## INFORMATION SUPPLIED

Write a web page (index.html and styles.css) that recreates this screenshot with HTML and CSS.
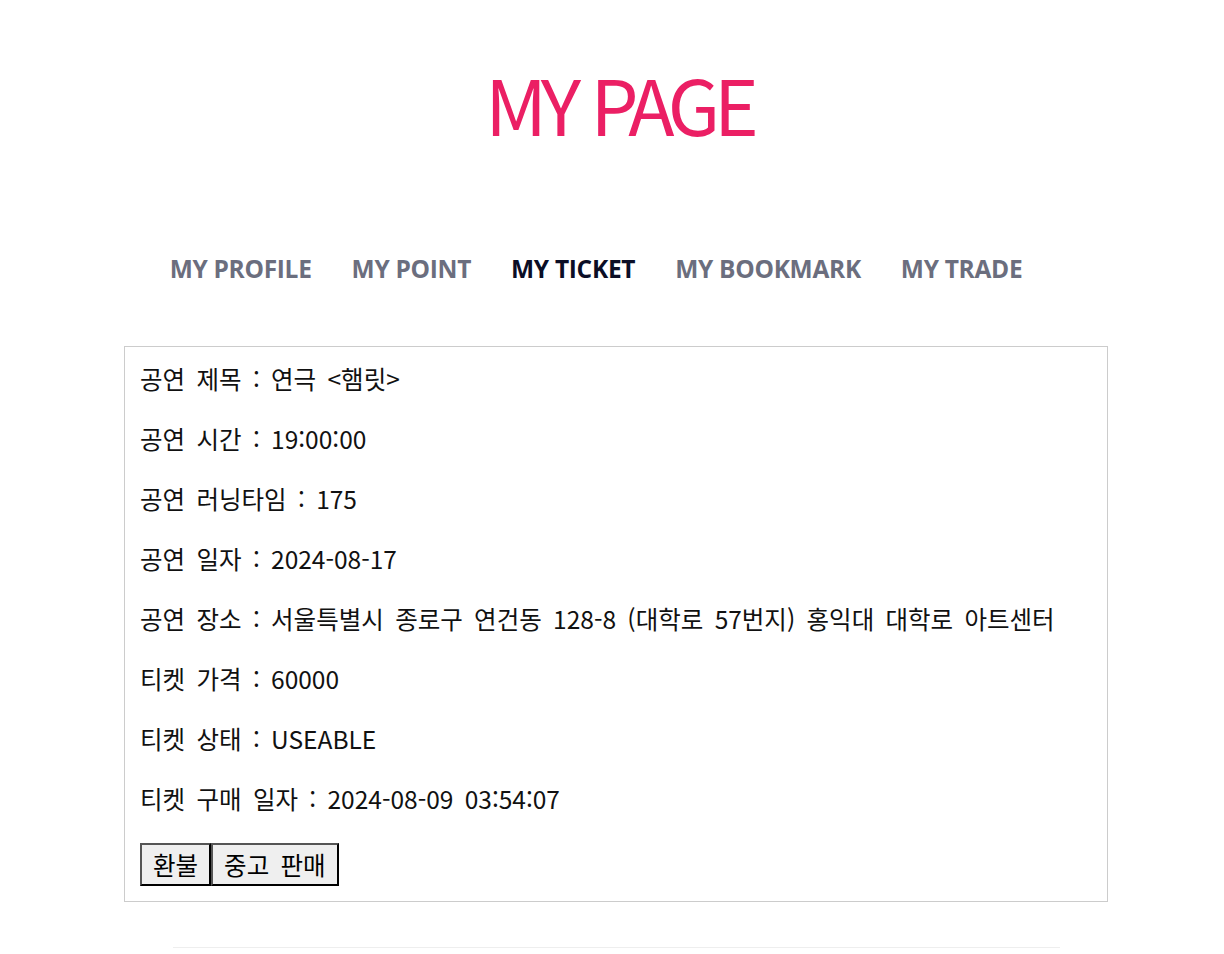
FILE: index.html
```html
<!DOCTYPE html>
<html lang="ko">
<head>
<meta charset="utf-8">
<title>MY PAGE</title>
<link rel="stylesheet" href="styles.css">
</head>
<body>
<div class="page">
  <h1 class="title">MY PAGE</h1>
  <nav class="tabs">
    <a class="tab">MY PROFILE</a>
    <a class="tab">MY POINT</a>
    <a class="tab active">MY TICKET</a>
    <a class="tab">MY BOOKMARK</a>
    <a class="tab">MY TRADE</a>
  </nav>
  <div class="ticket">
    <p class="row">공연 제목 : 연극 &lt;햄릿&gt;</p>
    <p class="row">공연 시간 : 19:00:00</p>
    <p class="row">공연 러닝타임 : 175</p>
    <p class="row">공연 일자 : 2024-08-17</p>
    <p class="row">공연 장소 : 서울특별시 종로구 연건동 128-8 (대학로 57번지) 홍익대 대학로 아트센터</p>
    <p class="row">티켓 가격 : 60000</p>
    <p class="row">티켓 상태 : USEABLE</p>
    <p class="row">티켓 구매 일자 : 2024-08-09 03:54:07</p>
    <div class="actions"><button class="btn">환불</button><button class="btn">중고 판매</button></div>
  </div>
  <hr class="divider">
</div>
</body>
</html>
```

FILE: styles.css
```css
html, body {
  margin: 0;
  padding: 0;
  background: #fff;
}
body {
  padding-left: 8px;
  font-family: "Open Sans", "Noto Sans CJK KR", sans-serif;
  color: #111;
}
.page {
  width: 1216px;
  display: flex;
  flex-direction: column;
  align-items: center;
}
.title {
  margin: 53px 0 0;
  font-family: "Noto Sans CJK KR", sans-serif;
  font-weight: 400;
  font-size: 76px;
  line-height: 100px;
  letter-spacing: -6px;
  text-indent: 6px;
  color: #eb1f64;
}
.tabs {
  margin-top: 101px;
  display: flex;
  gap: 40px;
  padding-right: 40px;
}
.tab {
  font-family: "Open Sans", "Noto Sans CJK KR", sans-serif;
  font-weight: 700;
  font-size: 24.5px;
  line-height: 30px;
  color: #6b6e7e;
  letter-spacing: -0.3px;
}
.tab.active {
  color: #0b0e26;
}
.ticket {
  margin-top: 62px;
  width: 984px;
  box-sizing: border-box;
  border: 1px solid #cccccc;
  padding: 17px 15px 15px;
}
.row {
  margin: 0 0 30px;
  font-size: 24.5px;
  line-height: 30px;
  font-family: "Noto Sans CJK KR", sans-serif;
  word-spacing: 4.5px;
}
.row:last-of-type {
  margin-bottom: 29px;
}
.actions {
  display: flex;
}
.btn {
  height: 43px;
  padding: 0 11px;
  font-family: "Noto Sans CJK KR", sans-serif;
  font-size: 24.5px;
  line-height: 30px;
  word-spacing: 4.5px;
  color: #000;
  background: #efefef;
  border: 2px solid;
  border-color: #555 #000 #000 #555;
  margin: 0;
}
.divider {
  width: 887px;
  margin: 45px 0 0;
  border: 0;
  height: 1px;
  background: #eeeeee;
}
```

## TASK DIRECTIONS
Without including any pictures, print all of the material exactly as given.

## TASK SOLUTION
Write a web page (index.html and styles.css) that recreates this screenshot with HTML and CSS.
FILE: index.html
```html
<!DOCTYPE html>
<html lang="ko">
<head>
<meta charset="utf-8">
<title>MY PAGE</title>
<link rel="stylesheet" href="styles.css">
</head>
<body>
<div class="page">
  <h1 class="title">MY PAGE</h1>
  <nav class="tabs">
    <a class="tab">MY PROFILE</a>
    <a class="tab">MY POINT</a>
    <a class="tab active">MY TICKET</a>
    <a class="tab">MY BOOKMARK</a>
    <a class="tab">MY TRADE</a>
  </nav>
  <div class="ticket">
    <p class="row">공연 제목 : 연극 &lt;햄릿&gt;</p>
    <p class="row">공연 시간 : 19:00:00</p>
    <p class="row">공연 러닝타임 : 175</p>
    <p class="row">공연 일자 : 2024-08-17</p>
    <p class="row">공연 장소 : 서울특별시 종로구 연건동 128-8 (대학로 57번지) 홍익대 대학로 아트센터</p>
    <p class="row">티켓 가격 : 60000</p>
    <p class="row">티켓 상태 : USEABLE</p>
    <p class="row">티켓 구매 일자 : 2024-08-09 03:54:07</p>
    <div class="actions"><button class="btn">환불</button><button class="btn">중고 판매</button></div>
  </div>
  <hr class="divider">
</div>
</body>
</html>
```

FILE: styles.css
```css
html, body {
  margin: 0;
  padding: 0;
  background: #fff;
}
body {
  padding-left: 8px;
  font-family: "Open Sans", "Noto Sans CJK KR", sans-serif;
  color: #111;
}
.page {
  width: 1216px;
  display: flex;
  flex-direction: column;
  align-items: center;
}
.title {
  margin: 53px 0 0;
  font-family: "Noto Sans CJK KR", sans-serif;
  font-weight: 400;
  font-size: 76px;
  line-height: 100px;
  letter-spacing: -6px;
  text-indent: 6px;
  color: #eb1f64;
}
.tabs {
  margin-top: 101px;
  display: flex;
  gap: 40px;
  padding-right: 40px;
}
.tab {
  font-family: "Open Sans", "Noto Sans CJK KR", sans-serif;
  font-weight: 700;
  font-size: 24.5px;
  line-height: 30px;
  color: #6b6e7e;
  letter-spacing: -0.3px;
}
.tab.active {
  color: #0b0e26;
}
.ticket {
  margin-top: 62px;
  width: 984px;
  box-sizing: border-box;
  border: 1px solid #cccccc;
  padding: 17px 15px 15px;
}
.row {
  margin: 0 0 30px;
  font-size: 24.5px;
  line-height: 30px;
  font-family: "Noto Sans CJK KR", sans-serif;
  word-spacing: 4.5px;
}
.row:last-of-type {
  margin-bottom: 29px;
}
.actions {
  display: flex;
}
.btn {
  height: 43px;
  padding: 0 11px;
  font-family: "Noto Sans CJK KR", sans-serif;
  font-size: 24.5px;
  line-height: 30px;
  word-spacing: 4.5px;
  color: #000;
  background: #efefef;
  border: 2px solid;
  border-color: #555 #000 #000 #555;
  margin: 0;
}
.divider {
  width: 887px;
  margin: 45px 0 0;
  border: 0;
  height: 1px;
  background: #eeeeee;
}
```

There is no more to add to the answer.